▸ Exercise details
Starting at the line that contains "Recreate this image" and stopping at the line that contains "const font = '[font-family:Inter,sans-serif]';", copy every line exactly, both ends included, without the pictures.

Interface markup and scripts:
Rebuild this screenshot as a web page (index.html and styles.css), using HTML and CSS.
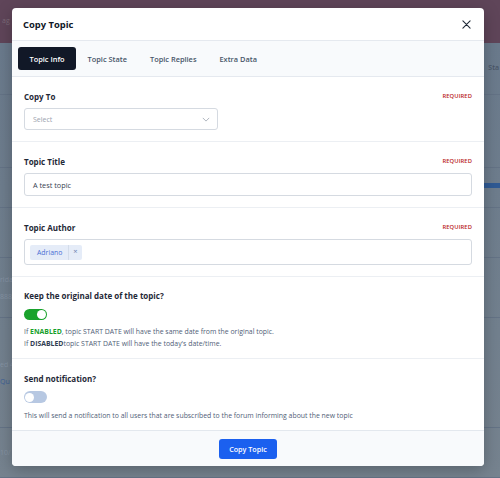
FILE: index.html
```html
<!DOCTYPE html>
<html lang="en">
<head>
<meta charset="utf-8">
<title>Copy Topic</title>
<link rel="stylesheet" href="styles.css">
</head>
<body>
<div class="page">
  <div class="page-top"><span class="bg-text">ag</span></div>
  <div class="page-rows">
    <div class="row r1"><span class="bg-right">Sta</span></div>
    <div class="row r2"></div>
    <div class="row r3"><span class="blue-bar"></span></div>
    <div class="row r4"></div>
    <div class="row r5"><span class="bg-left">rida</span><span class="bg-left">888</span></div>
    <div class="row r6"><span class="bg-left">ed 4</span><span class="bg-left link">Qu</span></div>
    <div class="row r7"><span class="bg-left">10/</span></div>
  </div>
</div>

<div class="overlay">
  <div class="modal">
    <div class="modal-header">
      <h1 class="modal-title">Copy Topic</h1>
      <svg class="close" viewBox="0 0 10 10" width="9" height="9"><path d="M1 1L9 9M9 1L1 9" stroke="#1f2937" stroke-width="1.2" fill="none" stroke-linecap="round"/></svg>
    </div>
    <div class="tabs">
      <span class="tab active">Topic Info</span>
      <span class="tab">Topic State</span>
      <span class="tab">Topic Replies</span>
      <span class="tab">Extra Data</span>
    </div>

    <div class="section">
      <div class="label-row"><span class="label">Copy To</span><span class="required">REQUIRED</span></div>
      <div class="select">
        <span class="placeholder">Select</span>
        <svg viewBox="0 0 10 6" width="8" height="5"><path d="M1 1L5 5L9 1" stroke="#9ca3af" stroke-width="1" fill="none"/></svg>
      </div>
    </div>

    <div class="section">
      <div class="label-row"><span class="label">Topic Title</span><span class="required">REQUIRED</span></div>
      <div class="input">A test topic</div>
    </div>

    <div class="section">
      <div class="label-row"><span class="label">Topic Author</span><span class="required">REQUIRED</span></div>
      <div class="input tags">
        <span class="tag"><span class="tag-name">Adriano</span><span class="tag-x">×</span></span>
      </div>
    </div>

    <div class="section toggles">
      <div class="label-row"><span class="label">Keep the original date of the topic?</span></div>
      <span class="switch on"><span class="knob"></span></span>
      <p class="help">If <b class="en">ENABLED</b>, topic START DATE will have the same date from the original topic.<br>If <b class="dis">DISABLED</b>topic START DATE will have the today's date/time.</p>
    </div>

    <div class="section toggles last">
      <div class="label-row"><span class="label">Send notification?</span></div>
      <span class="switch off"><span class="knob"></span></span>
      <p class="help">This will send a notification to all users that are subscribed to the forum informing about the new topic</p>
    </div>

    <div class="modal-footer">
      <button class="btn">Copy Topic</button>
    </div>
  </div>
</div>
</body>
</html>
```
FILE: styles.css
```css
* { box-sizing: border-box; }
html, body { margin: 0; padding: 0; }
body {
  width: 500px;
  height: 478px;
  overflow: hidden;
  font-family: "Open Sans", "Noto Sans", sans-serif;
  background: #6d7c8d;
  position: relative;
}

/* background page (dimmed) */
.page { width: 500px; height: 478px; display: flex; flex-direction: column; }
.page-top { height: 43px; background: #5f4559; padding: 6px 2px; }
.bg-text { color: #7d6a78; font-size: 7px; }
.page-rows { flex: 1; display: flex; flex-direction: column; background: linear-gradient(#6a7a8c, #76838f); }
.row { border-bottom: 1px solid #647386; position: relative; display: flex; flex-direction: column; justify-content: center; gap: 8px; padding-left: 0; }
.r1 { height: 52px; }
.r2 { height: 73px; }
.r3 { height: 40px; }
.r4 { height: 50px; }
.r5 { height: 60px; }
.r6 { height: 110px; }
.r7 { flex: 1; }
.bg-right { position: absolute; right: 1px; top: 20px; color: #4a5668; font-size: 7px; font-weight: 600; }
.blue-bar { position: absolute; right: 0; top: 15px; width: 20px; height: 5px; background: #2f5a94; }
.bg-left { color: #8593a3; font-size: 7px; align-self: flex-start; }
.bg-left.link { color: #3b5f95; }

/* overlay + modal */
.overlay { position: absolute; inset: 0; }
.modal {
  position: absolute;
  left: 12px; top: 8px;
  width: 472px;
  background: #fff;
  border-radius: 4px;
  overflow: hidden;
  box-shadow: 0 4px 16px rgba(0,0,0,0.25);
}
.modal-header {
  height: 33px;
  display: flex;
  align-items: center;
  justify-content: space-between;
  padding: 0 13px 0 11px;
  border-bottom: 1px solid #e5e9ef;
}
.modal-title { margin: 0; font-size: 9.4px; font-weight: 700; color: #111827; }
.close { display: block; }

.tabs {
  height: 36px;
  background: #f8fafc;
  border-bottom: 1px solid #e5e9ef;
  display: flex;
  align-items: center;
  padding: 0 6px;
}
.tab {
  height: 23px;
  display: flex;
  align-items: center;
  padding: 0 11.5px;
  font-size: 7.4px;
  font-weight: 600;
  color: #475569;
  border-radius: 3px;
}
.tab.active { background: #111827; color: #fff; }

.section {
  padding: 13px 12px 11px;
  border-bottom: 1px solid #eceff3;
  display: flex;
  flex-direction: column;
  gap: 6px;
}
.label-row { display: flex; justify-content: space-between; align-items: center; height: 12px; }
.label { font-size: 8px; font-weight: 700; color: #1f2937; }
.required { font-size: 5.8px; font-weight: 600; color: #b91c1c; letter-spacing: 0.1px; }

.select {
  width: 194px;
  height: 22px;
  border: 1px solid #d5dae1;
  border-radius: 3px;
  display: flex;
  align-items: center;
  justify-content: space-between;
  padding: 0 7px 0 8px;
}
.placeholder { font-size: 7px; color: #9ca3af; }
.select svg { display: block; }

.input {
  height: 23px;
  border: 1px solid #d5dae1;
  border-radius: 3px;
  display: flex;
  align-items: center;
  padding: 0 8px;
  font-size: 7.3px;
  color: #374151;
}
.input.tags { height: 26px; padding: 0 5px; }
.tag {
  display: flex;
  align-items: center;
  height: 15px;
  background: #e5ecf8;
  border-radius: 2px;
  color: #4a6fd4;
}
.tag-name { font-size: 6.9px; padding: 0 6px 0 7px; border-right: 1px solid #d3dcea; height: 15px; display: flex; align-items: center; }
.tag-x { font-size: 7.5px; line-height: 1; color: #6b80b0; padding: 0 4px 0 4px; }

.toggles { gap: 0; padding: 12px 12px 8px; }
.toggles .label-row { margin-bottom: 8px; }
.switch {
  width: 23px;
  height: 11px;
  border-radius: 6px;
  display: flex;
  align-items: center;
  padding: 0 1px;
}
.switch .knob { width: 9px; height: 9px; border-radius: 50%; background: #fff; }
.switch.on { background: #1aa22c; justify-content: flex-end; }
.switch.off { background: #b7c8e2; justify-content: flex-start; height: 12px; }
.help { margin: 6px 0 0; font-size: 6.9px; line-height: 12px; color: #506077; }
.help b { font-weight: 700; }
.help .en { color: #16a02a; }
.help .dis { color: #2f3d52; }
.last .label-row { margin-top: 1px; margin-bottom: 7px; }
.last .help { margin-top: 7px; }
.last { border-bottom: 1px solid #e3e8ee; }

.modal-footer {
  height: 35px;
  background: #f8fafc;
  display: flex;
  align-items: center;
  justify-content: center;
}
.btn {
  width: 58px;
  height: 20px;
  border: 0;
  border-radius: 3px;
  background: #1b60ef;
  color: #fff;
  font-family: inherit;
  font-size: 7.2px;
  font-weight: 600;
  padding: 0;
}
```
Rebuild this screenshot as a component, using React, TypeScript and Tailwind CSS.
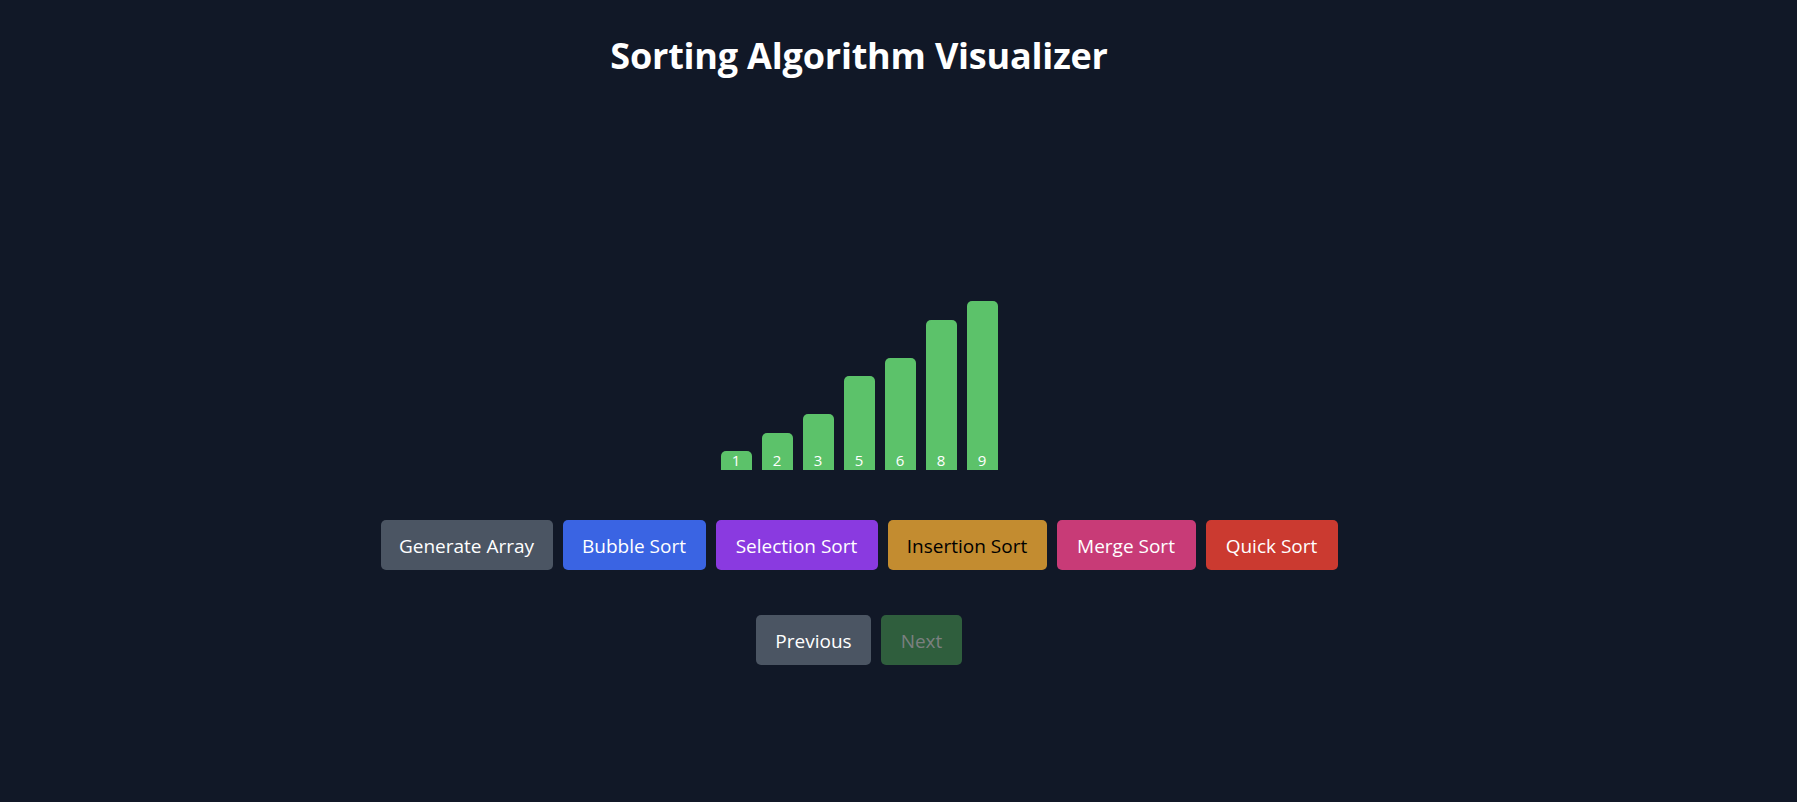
import React from "react"

const values = [1, 2, 3, 5, 6, 8, 9]

const algoButtons = [
  { label: "Generate Array", cls: "w-[172px] bg-[#4b5563] text-white" },
  { label: "Bubble Sort", cls: "w-[143px] bg-[#3a64e3] text-white" },
  { label: "Selection Sort", cls: "w-[162px] bg-[#8a3ae0] text-white" },
  { label: "Insertion Sort", cls: "w-[159px] bg-[#c38c30] text-black" },
  { label: "Merge Sort", cls: "w-[139px] bg-[#c83b77] text-white" },
  { label: "Quick Sort", cls: "w-[132px] bg-[#cb3a30] text-white" },
]

const Bar = ({ value }: { value: number }) => (
  <div
    className="w-[31px] bg-[#5cc26a] rounded-t-[5px] flex items-end justify-center"
    style={{ height: `${value * 18.75}px` }}
  >
    <span className="text-[15px] leading-[20px] text-white">{value}</span>
  </div>
)

const App = () => {
  return (
    <div
      className="min-h-[802px] bg-[#111827] text-white pr-[79px] pt-[33px] flex flex-col items-center"
      style={{ fontFamily: '"Open Sans", "Noto Sans", sans-serif' }}
    >
      <h1 className="text-[36px] leading-[45px] font-bold tracking-[-0.2px]">
        Sorting Algorithm Visualizer
      </h1>

      <div className="mt-[17px] h-[375px] flex items-end gap-[10px]">
        {values.map((v) => (
          <Bar key={v} value={v} />
        ))}
      </div>

      <div className="mt-[50px] flex gap-[10px]">
        {algoButtons.map((b) => (
          <button
            key={b.label}
            className={`${b.cls} h-[50px] pt-[2px] rounded-[5px] text-[19px] flex items-center justify-center`}
          >
            {b.label}
          </button>
        ))}
      </div>

      <div className="mt-[45px] flex gap-[10px]">
        <button className="w-[115px] h-[50px] pt-[2px] rounded-[5px] bg-[#4b5563] text-white text-[19px]">
          Previous
        </button>
        <button className="w-[81px] h-[50px] pt-[2px] rounded-[5px] bg-[#2f5e3d] text-[#7b8080] text-[19px]">
          Next
        </button>
      </div>
    </div>
  )
}

export default App
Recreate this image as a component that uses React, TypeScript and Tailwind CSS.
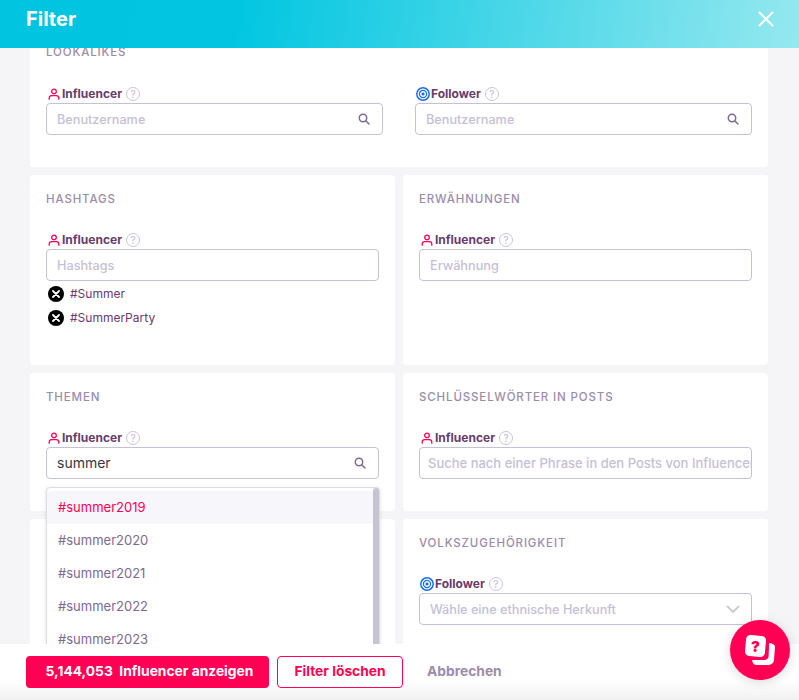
const font = '[font-family:Inter,sans-serif]';

function PersonIcon() {
  return (
    <svg width="12" height="12" viewBox="0 0 12 12" fill="none" stroke="#ff0055" strokeWidth="1.3" strokeLinecap="round" className="shrink-0">
      <circle cx="6" cy="3.4" r="2.3" />
      <path d="M1.2 11.2V10a2.4 2.4 0 0 1 2.4-2.3h4.8A2.4 2.4 0 0 1 10.8 10v1.2" />
    </svg>
  );
}

function TargetIcon() {
  return (
    <svg width="14" height="14" viewBox="0 0 14 14" fill="none" stroke="#1a6fe8" className="shrink-0">
      <circle cx="7" cy="7" r="6.2" strokeWidth="1.5" />
      <circle cx="7" cy="7" r="3.6" strokeWidth="1.2" />
      <circle cx="7" cy="7" r="1.3" fill="#1a6fe8" strokeWidth="0.5" />
    </svg>
  );
}

function HelpIcon() {
  return (
    <span className="ml-[4px] flex h-[14px] w-[14px] items-center justify-center rounded-full border border-[#c9c3dd] text-[10px] leading-none text-[#c0b9d6]">?</span>
  );
}

function Label({ kind }: { kind: 'i' | 'f' }) {
  return (
    <div className={`flex h-[14px] items-center ${kind === 'i' ? 'pl-[2px]' : 'pl-px'}`}>
      {kind === 'i' ? <PersonIcon /> : <TargetIcon />}
      <span className={`text-[12px] font-bold text-[#673c6d] ${kind === 'i' ? 'ml-[2px]' : 'ml-px'}`}>
        {kind === 'i' ? 'Influencer' : 'Follower'}
      </span>
      <HelpIcon />
    </div>
  );
}

function SearchIcon() {
  return (
    <svg width="12" height="12" viewBox="0 0 12 12" fill="none" stroke="#7d6a90" strokeWidth="1.5" strokeLinecap="round" className="shrink-0">
      <circle cx="5" cy="5" r="3.7" />
      <path d="M8 8l3 3" />
    </svg>
  );
}

function Field({ placeholder, value, icon, clip }: { placeholder?: string; value?: string; icon?: 'search' | 'chevron'; clip?: boolean }) {
  const text = value
    ? 'pb-[2px] text-[14px] text-[#3c3542]'
    : clip
      ? 'pt-[2px] text-[13px] font-medium text-[#c6c0d6]'
      : 'pt-[2px] text-[12.7px] font-medium text-[#c6c0d6]';
  return (
    <div className={`mt-[2px] flex h-[32px] items-center overflow-hidden rounded-[4px] border border-[#c6c0d6] bg-white ${clip ? '' : 'pr-[12px]'}`}>
      <span className={`${clip ? 'pl-2' : 'pl-[10px]'} flex-1 overflow-hidden whitespace-nowrap ${text}`}>
        {value ?? placeholder}
      </span>
      {icon === 'search' && <SearchIcon />}
      {icon === 'chevron' && (
        <svg width="14" height="9" viewBox="0 0 14 9" fill="none" stroke="#cfcbd6" strokeWidth="2" strokeLinecap="round" strokeLinejoin="round" className="-mr-[1px] shrink-0">
          <path d="M1.5 1.5L7 7l5.5-5.5" />
        </svg>
      )}
    </div>
  );
}

function Title({ children }: { children: string }) {
  return <div className="text-[11.5px] font-medium leading-[14px] tracking-[0.075em] text-[#9c8cab]">{children}</div>;
}

function Card({ className, children }: { className: string; children: React.ReactNode }) {
  return <section className={`rounded-[4px] bg-white px-4 ${className}`}>{children}</section>;
}

function Tag({ text }: { text: string }) {
  return (
    <div className="flex h-[24px] items-center">
      <span className="ml-[2px] flex h-[16px] w-[16px] items-center justify-center rounded-full bg-black">
        <svg width="8" height="8" viewBox="0 0 8 8" stroke="white" strokeWidth="1.8" strokeLinecap="round">
          <path d="M1 1l6 6M7 1L1 7" />
        </svg>
      </span>
      <span className="ml-[6px] text-[12px] text-[#673c6d]">{text}</span>
    </div>
  );
}

function Dropdown() {
  const items = ['#summer2019', '#summer2020', '#summer2021', '#summer2022', '#summer2023', '#summer2024'];
  return (
    <div className="absolute left-4 top-[114px] z-10 h-[220px] w-[334px] rounded-[4px] border border-[#dedde3] bg-white pt-[3px] shadow-[0_1px_4px_rgba(0,0,0,0.12)]">
      <ul>
        {items.map((t, i) => (
          <li key={t} className={`flex h-[33px] items-center pl-[11px] text-[13px] ${i === 0 ? 'bg-[#f7f7fb] text-[#ff0055]' : 'text-[#7d6a90]'}`}>
            {t}
          </li>
        ))}
      </ul>
      <div className="absolute right-0 top-0 h-full w-[6px] rounded-[3px] bg-[#c6c4d3]" />
    </div>
  );
}

function QuestionLogo() {
  return (
    <svg width="32" height="32" viewBox="0 0 32 32">
      <rect x="1.5" y="1.5" width="20" height="21" rx="4.5" fill="white" transform="rotate(5 11.5 12)" />
      <path d="M25.2 9c3.6.3 5.8 1.6 5.8 4l-1 13a5.4 5.4 0 0 1-5.4 5H12.5c-2.4 0-4.2-2-4.4-5H20.5a4.5 4.5 0 0 0 4.1-4z" fill="white" />
      <text x="11.5" y="18" textAnchor="middle" fontSize="15" fontWeight="900" fill="#ff0055" fontFamily="Inter, sans-serif">?</text>
    </svg>
  );
}

export default function App() {
  return (
    <div className={`relative flex h-[700px] w-[799px] flex-col overflow-hidden bg-[#f5f5f8] ${font}`}>
      <header className="z-20 flex h-12 shrink-0 items-center justify-between bg-[linear-gradient(100deg,#00c4e0_0%,#02c6e1_30%,#95e8ef_100%)] pb-[10px] pl-[26px] pr-[25px]">
        <h1 className="text-[20px] font-bold text-white">Filter</h1>
        <svg width="16" height="16" viewBox="0 0 16 16" stroke="white" strokeWidth="2" strokeLinecap="round">
          <path d="M1.5 1.5l13 13M14.5 1.5l-13 13" />
        </svg>
      </header>

      <main className="relative flex min-h-0 flex-1 flex-col gap-2 overflow-hidden pl-[30px] pr-[31px]">
        <Card className="-mt-5 h-[139px] shrink-0 pt-[17px]">
          <Title>LOOKALIKES</Title>
          <div className="mt-[28px] grid grid-cols-[337px_337px] gap-x-[32px]">
            <div><Label kind="i" /><Field placeholder="Benutzername" icon="search" /></div>
            <div><Label kind="f" /><Field placeholder="Benutzername" icon="search" /></div>
          </div>
        </Card>

        <div className="grid shrink-0 grid-cols-2 gap-2">
          <Card className="h-[190px] pt-[17px]">
            <Title>HASHTAGS</Title>
            <div className="mt-[27px]"><Label kind="i" /><Field placeholder="Hashtags" /></div>
            <div className="mt-[1px]">
              <Tag text="#Summer" />
              <Tag text="#SummerParty" />
            </div>
          </Card>
          <Card className="h-[190px] pt-[17px]">
            <Title>ERWÄHNUNGEN</Title>
            <div className="mt-[27px]"><Label kind="i" /><Field placeholder="Erwähnung" /></div>
          </Card>
        </div>

        <div className="grid shrink-0 grid-cols-2 gap-2">
          <Card className="relative h-[138px] pt-[17px]">
            <Title>THEMEN</Title>
            <div className="mt-[27px]"><Label kind="i" /><Field value="summer" icon="search" /></div>
            <Dropdown />
          </Card>
          <Card className="h-[138px] pt-[17px]">
            <Title>SCHLÜSSELWÖRTER IN POSTS</Title>
            <div className="mt-[27px]"><Label kind="i" /><Field placeholder="Suche nach einer Phrase in den Posts von Influencern" clip /></div>
          </Card>
        </div>

        <div className="grid shrink-0 grid-cols-2 gap-2">
          <Card className="h-[138px]"><span /></Card>
          <Card className="h-[138px] pt-[17px]">
            <Title>VOLKSZUGEHÖRIGKEIT</Title>
            <div className="mt-[27px]"><Label kind="f" /><Field placeholder="Wähle eine ethnische Herkunft" icon="chevron" /></div>
          </Card>
        </div>
      </main>

      <footer className="z-20 flex h-14 shrink-0 items-start bg-[linear-gradient(180deg,#ffffff_0%,#ffffff_65%,#f1f1f1_100%)] pl-[26px] pt-3">
        <button className="flex h-8 w-[243px] items-center justify-center rounded-[4px] bg-[#ff0055] pb-[2px] pl-1 text-[13.8px] font-bold text-white">
          5,144,053&nbsp;&nbsp;Influencer anzeigen
        </button>
        <button className="ml-2 h-8 w-[126px] rounded-[4px] border border-[#ff0055] bg-white pb-[2px] text-[13.8px] font-bold text-[#ff0055]">
          Filter löschen
        </button>
        <button className="ml-6 h-8 pb-[2px] text-[13.8px] font-bold text-[#9c8cab]">Abbrechen</button>
      </footer>

      <button className="absolute left-[730px] top-[620px] z-30 flex h-[60px] w-[60px] items-center justify-center rounded-full bg-[#ff0055] shadow-[0_2px_12px_rgba(0,0,0,0.15)]">
        <QuestionLogo />
      </button>
    </div>
  );
}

▸ Finished answer
Recreate this image as a component that uses React, TypeScript and Tailwind CSS.
const font = '[font-family:Inter,sans-serif]';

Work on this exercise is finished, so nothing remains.